We didn't understand a thing about Pecorino. The story of a wine that ages better than many reds

May 6 2024, 13:48
Forget immediate drinking, Marche's Pecorino needs time to tell us who it is. A historical vertical challenges all (our) certainties

Halfway through the tasting, we see perplexed faces. Partly it's the heat of Vinitaly, with its tight and frenetic rhythms, but there's something else. And it has nothing to do with the quality of the wines we're discussing: a vertical tasting of Marche's Pecorino from 2023 to 2008, 15 vintages from 15 wineries of Piceno. Some producers are thinking about how many bottles are left in the cellar of that vintage, very few, others openly admit to having made interpretation mistakes in the course of this variety. In the second group, we journalists also insert ourselves, who have clearly underestimated the resilience over time and the evolution of Marche's or Abruzzo's Pecorino. One clarification, if today we are here to indulge in Pecorino, we owe it to one person: Guido Cocci Grifoni. In 1983 he discovered vines planted in an absurd place for viticulture, at 1000 meters altitude near Arquata del Tronto, a semi-abandoned village in the last foothills of Marche towards Lazio. He studies the variety, plants it, and enhances it, effectively saving it from extinction. Today it is a precious source of wealth for the Piceno and Abruzzo territories (Cataldi Madonna played a crucial role in its communication), where it seriously challenges the historic Trebbiano-Montepulciano competition.

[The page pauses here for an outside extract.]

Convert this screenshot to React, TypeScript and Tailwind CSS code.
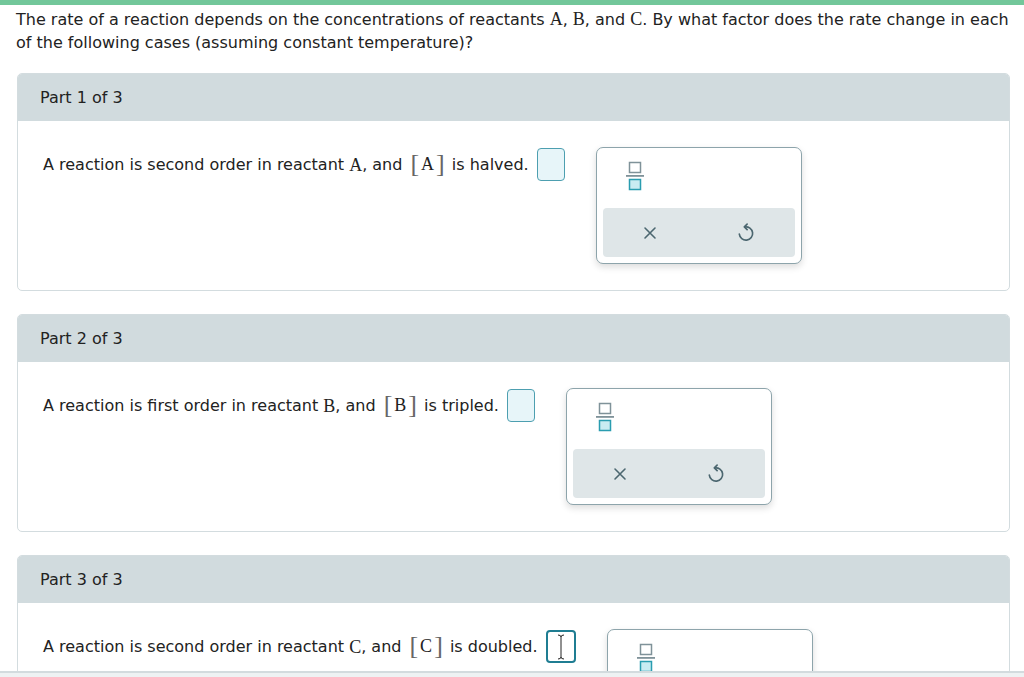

Mature is better: a new life for Pecorino

Back to the glass, the difference between the youngest wines and those in their early maturity (at least 5 years of aging) is enormous. And the first consideration is not about aromas but about texture. Marche's Pecorino manages to combine juice, power, and freshness in often very original registers and difficult to schematize. In the same sip, it manages to be rich and opulent, and at the same time, lively and gritty. A characteristic that emerges strongly over time, with wines that sometimes seem very voluminous at the beginning. And then with evolution, you find them incredibly leaner and more agile.
In short, it becomes really difficult to get bored. It is also where wood and flesh seem overwhelming, it still manages to find speed and movement on the palate. We are talking about a distinctive style, with progressions that are more focused on flavor than on acidity, with notes of dried fruit and spices that relaunch in very surprising evolutions. From the tasting, it emerges that many producers have changed interpretation several times over these years, precisely because of this changing character that is difficult to focus on. And yet, in terms of value for money, some of the most interesting things on a national level are found. And we are convinced, also in this case, that the aging potential is superior to many red wines. And still too little explored.

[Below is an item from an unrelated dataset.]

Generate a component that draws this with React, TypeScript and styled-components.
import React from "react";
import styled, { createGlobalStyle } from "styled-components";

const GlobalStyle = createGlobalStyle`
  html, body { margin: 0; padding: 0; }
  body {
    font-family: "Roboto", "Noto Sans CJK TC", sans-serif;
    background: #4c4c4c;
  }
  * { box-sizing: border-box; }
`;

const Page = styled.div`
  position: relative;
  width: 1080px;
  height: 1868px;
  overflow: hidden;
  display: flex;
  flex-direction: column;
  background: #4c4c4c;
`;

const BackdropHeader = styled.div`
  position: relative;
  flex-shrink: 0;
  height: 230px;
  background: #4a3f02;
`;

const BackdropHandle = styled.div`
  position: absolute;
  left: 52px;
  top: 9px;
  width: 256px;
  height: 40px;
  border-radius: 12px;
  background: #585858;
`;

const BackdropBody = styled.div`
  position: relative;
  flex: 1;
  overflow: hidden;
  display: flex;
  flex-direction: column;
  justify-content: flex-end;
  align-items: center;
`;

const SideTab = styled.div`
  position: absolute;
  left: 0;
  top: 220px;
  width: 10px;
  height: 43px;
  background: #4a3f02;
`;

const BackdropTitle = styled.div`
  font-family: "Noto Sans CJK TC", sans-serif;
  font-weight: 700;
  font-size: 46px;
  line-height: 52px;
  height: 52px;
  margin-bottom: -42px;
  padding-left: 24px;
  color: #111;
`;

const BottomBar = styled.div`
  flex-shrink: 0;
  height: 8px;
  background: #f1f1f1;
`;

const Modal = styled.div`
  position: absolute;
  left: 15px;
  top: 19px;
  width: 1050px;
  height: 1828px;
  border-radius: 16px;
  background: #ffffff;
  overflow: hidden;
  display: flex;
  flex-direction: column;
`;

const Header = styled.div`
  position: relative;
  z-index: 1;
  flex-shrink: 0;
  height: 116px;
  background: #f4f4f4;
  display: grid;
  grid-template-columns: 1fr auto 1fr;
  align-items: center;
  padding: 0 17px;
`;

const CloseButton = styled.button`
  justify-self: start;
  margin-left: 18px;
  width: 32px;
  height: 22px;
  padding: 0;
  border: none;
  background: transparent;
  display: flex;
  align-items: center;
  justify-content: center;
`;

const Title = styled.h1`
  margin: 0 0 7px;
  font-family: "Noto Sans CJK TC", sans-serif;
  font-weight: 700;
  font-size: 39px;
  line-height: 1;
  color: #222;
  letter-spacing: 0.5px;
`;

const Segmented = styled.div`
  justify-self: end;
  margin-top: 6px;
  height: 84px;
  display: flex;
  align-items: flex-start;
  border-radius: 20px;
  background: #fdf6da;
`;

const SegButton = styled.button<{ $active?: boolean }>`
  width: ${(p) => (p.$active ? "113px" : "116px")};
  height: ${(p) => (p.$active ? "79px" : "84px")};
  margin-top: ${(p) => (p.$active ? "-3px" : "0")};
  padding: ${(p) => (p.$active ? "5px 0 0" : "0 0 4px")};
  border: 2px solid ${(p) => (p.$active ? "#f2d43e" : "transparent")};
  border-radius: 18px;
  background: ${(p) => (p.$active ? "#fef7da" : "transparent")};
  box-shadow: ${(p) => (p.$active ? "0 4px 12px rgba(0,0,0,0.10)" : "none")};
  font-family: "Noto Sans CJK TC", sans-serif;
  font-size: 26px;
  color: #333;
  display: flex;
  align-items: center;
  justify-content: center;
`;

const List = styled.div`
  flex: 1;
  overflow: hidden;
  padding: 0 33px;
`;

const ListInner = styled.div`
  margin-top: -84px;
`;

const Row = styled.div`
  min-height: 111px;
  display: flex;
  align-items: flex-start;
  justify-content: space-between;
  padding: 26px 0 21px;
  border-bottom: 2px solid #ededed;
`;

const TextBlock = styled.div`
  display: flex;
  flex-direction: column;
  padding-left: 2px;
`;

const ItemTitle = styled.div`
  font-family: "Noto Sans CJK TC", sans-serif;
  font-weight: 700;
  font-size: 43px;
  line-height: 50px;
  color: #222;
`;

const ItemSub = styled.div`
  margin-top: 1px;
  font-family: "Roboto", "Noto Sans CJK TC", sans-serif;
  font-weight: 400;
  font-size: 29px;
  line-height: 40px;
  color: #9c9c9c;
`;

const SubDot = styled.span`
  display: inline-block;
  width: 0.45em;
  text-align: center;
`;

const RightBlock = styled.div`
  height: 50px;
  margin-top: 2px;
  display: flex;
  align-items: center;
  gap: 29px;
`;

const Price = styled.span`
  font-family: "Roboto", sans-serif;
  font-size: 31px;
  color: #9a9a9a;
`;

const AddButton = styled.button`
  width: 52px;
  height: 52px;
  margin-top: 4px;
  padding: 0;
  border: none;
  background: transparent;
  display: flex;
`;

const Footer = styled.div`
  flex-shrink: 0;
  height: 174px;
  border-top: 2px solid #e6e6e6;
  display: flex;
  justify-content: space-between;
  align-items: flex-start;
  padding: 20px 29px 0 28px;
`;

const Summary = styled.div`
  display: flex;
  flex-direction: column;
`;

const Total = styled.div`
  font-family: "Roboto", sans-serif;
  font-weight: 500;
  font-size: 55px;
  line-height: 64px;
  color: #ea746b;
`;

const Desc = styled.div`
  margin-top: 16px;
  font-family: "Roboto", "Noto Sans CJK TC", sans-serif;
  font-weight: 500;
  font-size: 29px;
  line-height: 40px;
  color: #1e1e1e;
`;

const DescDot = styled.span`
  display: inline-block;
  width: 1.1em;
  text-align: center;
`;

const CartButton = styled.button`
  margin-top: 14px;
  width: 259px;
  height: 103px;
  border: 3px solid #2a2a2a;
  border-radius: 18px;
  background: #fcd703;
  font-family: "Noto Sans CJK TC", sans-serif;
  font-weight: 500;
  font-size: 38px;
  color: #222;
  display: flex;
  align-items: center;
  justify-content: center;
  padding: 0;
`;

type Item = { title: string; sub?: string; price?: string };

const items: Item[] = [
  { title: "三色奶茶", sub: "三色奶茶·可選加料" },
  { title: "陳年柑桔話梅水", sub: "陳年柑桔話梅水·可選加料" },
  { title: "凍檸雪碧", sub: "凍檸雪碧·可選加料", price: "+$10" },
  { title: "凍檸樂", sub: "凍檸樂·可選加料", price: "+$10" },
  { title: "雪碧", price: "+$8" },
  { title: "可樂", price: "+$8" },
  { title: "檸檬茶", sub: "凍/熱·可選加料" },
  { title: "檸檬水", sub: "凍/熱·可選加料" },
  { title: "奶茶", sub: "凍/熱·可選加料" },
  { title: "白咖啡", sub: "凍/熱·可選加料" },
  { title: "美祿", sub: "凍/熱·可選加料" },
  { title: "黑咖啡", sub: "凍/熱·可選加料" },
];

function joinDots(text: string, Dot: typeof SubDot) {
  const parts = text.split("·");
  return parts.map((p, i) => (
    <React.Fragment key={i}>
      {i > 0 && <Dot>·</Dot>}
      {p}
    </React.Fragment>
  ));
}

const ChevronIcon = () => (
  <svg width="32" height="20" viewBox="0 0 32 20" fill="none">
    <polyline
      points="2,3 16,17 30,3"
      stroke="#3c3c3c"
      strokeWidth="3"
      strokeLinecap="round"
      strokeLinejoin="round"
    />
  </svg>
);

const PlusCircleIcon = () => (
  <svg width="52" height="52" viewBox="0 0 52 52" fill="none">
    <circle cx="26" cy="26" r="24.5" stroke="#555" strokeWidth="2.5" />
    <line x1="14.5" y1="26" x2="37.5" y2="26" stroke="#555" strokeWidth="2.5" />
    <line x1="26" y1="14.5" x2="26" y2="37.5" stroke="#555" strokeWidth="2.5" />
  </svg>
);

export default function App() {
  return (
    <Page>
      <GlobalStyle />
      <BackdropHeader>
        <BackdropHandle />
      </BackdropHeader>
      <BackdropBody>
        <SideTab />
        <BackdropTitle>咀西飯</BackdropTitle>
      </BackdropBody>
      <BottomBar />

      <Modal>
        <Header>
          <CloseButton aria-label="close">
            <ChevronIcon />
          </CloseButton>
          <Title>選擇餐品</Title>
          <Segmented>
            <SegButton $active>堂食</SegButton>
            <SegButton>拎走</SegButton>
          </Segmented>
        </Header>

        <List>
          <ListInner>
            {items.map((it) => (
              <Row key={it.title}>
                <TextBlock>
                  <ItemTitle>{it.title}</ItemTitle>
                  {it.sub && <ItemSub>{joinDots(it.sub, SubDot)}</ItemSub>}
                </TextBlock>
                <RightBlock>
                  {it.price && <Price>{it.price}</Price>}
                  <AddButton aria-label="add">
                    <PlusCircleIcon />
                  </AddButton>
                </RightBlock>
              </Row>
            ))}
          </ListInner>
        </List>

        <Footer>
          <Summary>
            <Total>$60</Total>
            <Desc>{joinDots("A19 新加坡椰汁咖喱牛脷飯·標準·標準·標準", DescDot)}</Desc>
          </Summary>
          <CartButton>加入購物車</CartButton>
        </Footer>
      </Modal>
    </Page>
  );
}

Highlights from the Pecorino vertical

Offida Pecorino Irata 2020 - Clara Marcelli

A very personal style, with an open and ripe fruit that anticipates an engaging gustatory naturalness. Juicy notes of apple and almond vibrate thanks to a perfectly integrated sapidity. Tempting.

Falerio Pecorino Onirocep 2016 - Pantaleone

What momentum! The vintage exalts a profile played on significant acidity tension on which it builds a register of spices and flowers. It has citrusy grit and a tense and savory palate, it is not even halfway through its evolutionary journey. Impressive.

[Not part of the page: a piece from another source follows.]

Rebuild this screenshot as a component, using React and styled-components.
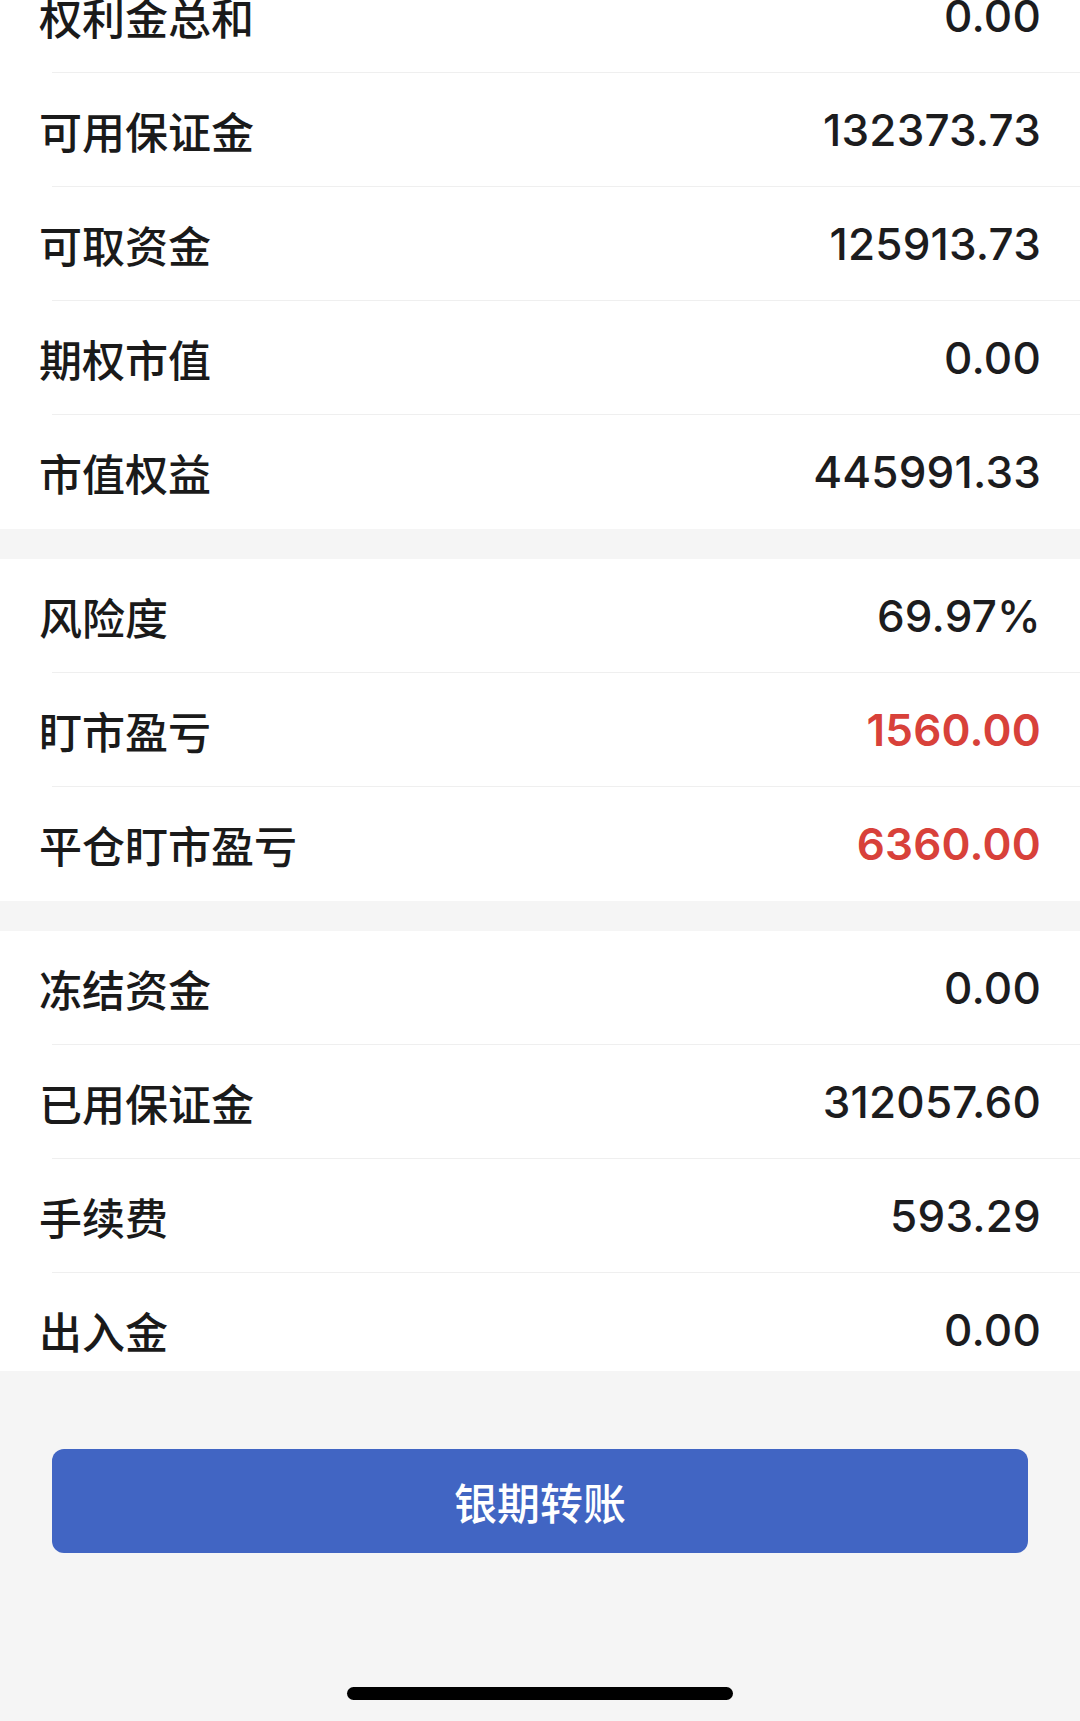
import React from "react";
import styled, { createGlobalStyle } from "styled-components";

const sections = [
  [
    { label: "权利金总和", value: "0.00" },
    { label: "可用保证金", value: "132373.73" },
    { label: "可取资金", value: "125913.73" },
    { label: "期权市值", value: "0.00" },
    { label: "市值权益", value: "445991.33" },
  ],
  [
    { label: "风险度", value: "69.97%" },
    { label: "盯市盈亏", value: "1560.00", up: true },
    { label: "平仓盯市盈亏", value: "6360.00", up: true },
  ],
  [
    { label: "冻结资金", value: "0.00" },
    { label: "已用保证金", value: "312057.60" },
    { label: "手续费", value: "593.29" },
    { label: "出入金", value: "0.00" },
  ],
];

const App = () => {
  return (
    <Page>
      <GlobalStyle />
      <Viewport>
        <List>
          {sections.map((rows, i) => (
            <Section key={i}>
              {rows.map(row => (
                <Row key={row.label}>
                  <Label>{row.label}</Label>
                  <Value up={row.up}>{row.value}</Value>
                </Row>
              ))}
            </Section>
          ))}
        </List>
      </Viewport>
      <Footer>
        <TransferButton>银期转账</TransferButton>
        <HomeIndicator />
      </Footer>
    </Page>
  );
};

const GlobalStyle = createGlobalStyle`
  html, body {
    margin: 0;
    padding: 0;
    background: #f5f5f5;
  }
  * {
    box-sizing: border-box;
  }
`;
const Page = styled.div`
  width: 1080px;
  height: 1721px;
  display: flex;
  flex-direction: column;
  background: #f5f5f5;
  overflow: hidden;
  font-family: "Noto Sans CJK SC", "Noto Sans", sans-serif;
`;
const Viewport = styled.div`
  height: 1371px;
  overflow: hidden;
  flex-shrink: 0;
`;
// scrolled list: first row is partly out of view
const List = styled.div`
  margin-top: -41px;
  display: flex;
  flex-direction: column;
  gap: 30px;
`;
const Section = styled.div`
  background: #ffffff;
  display: flex;
  flex-direction: column;
`;
const Row = styled.div`
  position: relative;
  height: 114px;
  display: flex;
  align-items: center;
  justify-content: space-between;
  padding: 0 39px 0 39px;
  &:not(:last-child)::after {
    content: "";
    position: absolute;
    left: 52px;
    right: 0;
    bottom: 0;
    height: 1px;
    background: #efefef;
  }
`;
const Label = styled.span`
  font-family: "Noto Sans CJK SC", sans-serif;
  font-size: 43px;
  font-weight: 500;
  color: #1a1a1a;
`;
const Value = styled.span`
  font-family: Inter, "Noto Sans", sans-serif;
  font-size: 44px;
  font-weight: ${props => (props.up ? 600 : 500)};
  color: ${props => (props.up ? "#d8413a" : "#1c1c1e")};
  letter-spacing: 0.2px;
`;
const Footer = styled.div`
  flex: 1;
  display: flex;
  flex-direction: column;
  align-items: center;
  padding-top: 78px;
  padding-bottom: 21px;
`;
const TransferButton = styled.button`
  width: 976px;
  height: 104px;
  border: none;
  border-radius: 12px;
  background: #4165c3;
  color: #ffffff;
  font-family: "Noto Sans CJK SC", sans-serif;
  font-size: 43px;
  font-weight: 500;
`;
const HomeIndicator = styled.div`
  margin-top: auto;
  width: 386px;
  height: 13px;
  border-radius: 7px;
  background: #000000;
`;

export default App;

Offida Pecorino 2013 - De Angelis

Rich, full, muscular. Notes of dried fruit, peach, and toasted almond anticipate a creamy and well-stretched palate, fat and satisfying. It manages to find an unexpected liveliness, with a very inviting soft fruit. Perfect with well-spiced white meats.

Offida Pecorino Io sono Gaia non sono Lucrezia 2012 - Le Caniette

Gaia loves spices: white pepper, camphor, even ginger. Then come the medicinal herbs, the menthol note, and a mouth that changes abruptly. It leaves behind linearity, ignites and restarts, with a complex and deep articulation.

Offida Pecorino Reve 2010 - Velenosi

A fruity and toasty start, with a hint of salted caramel and licorice. The palate confirms itself voluminous, with tones of peach and papaya and a very well-integrated wood. It has an unusual balance point, the finish is lively, harmonious, and spicy.

Offida Pecorino Ciprea 2009 - Capecci

Sensations of walnuts and almonds, timid attack. The palate is another story: sharp, with inviting notes of lemon zest and sesame, but also an unusual and tasty spiciness. The finish is balanced, savory, and decidedly persistent. What character!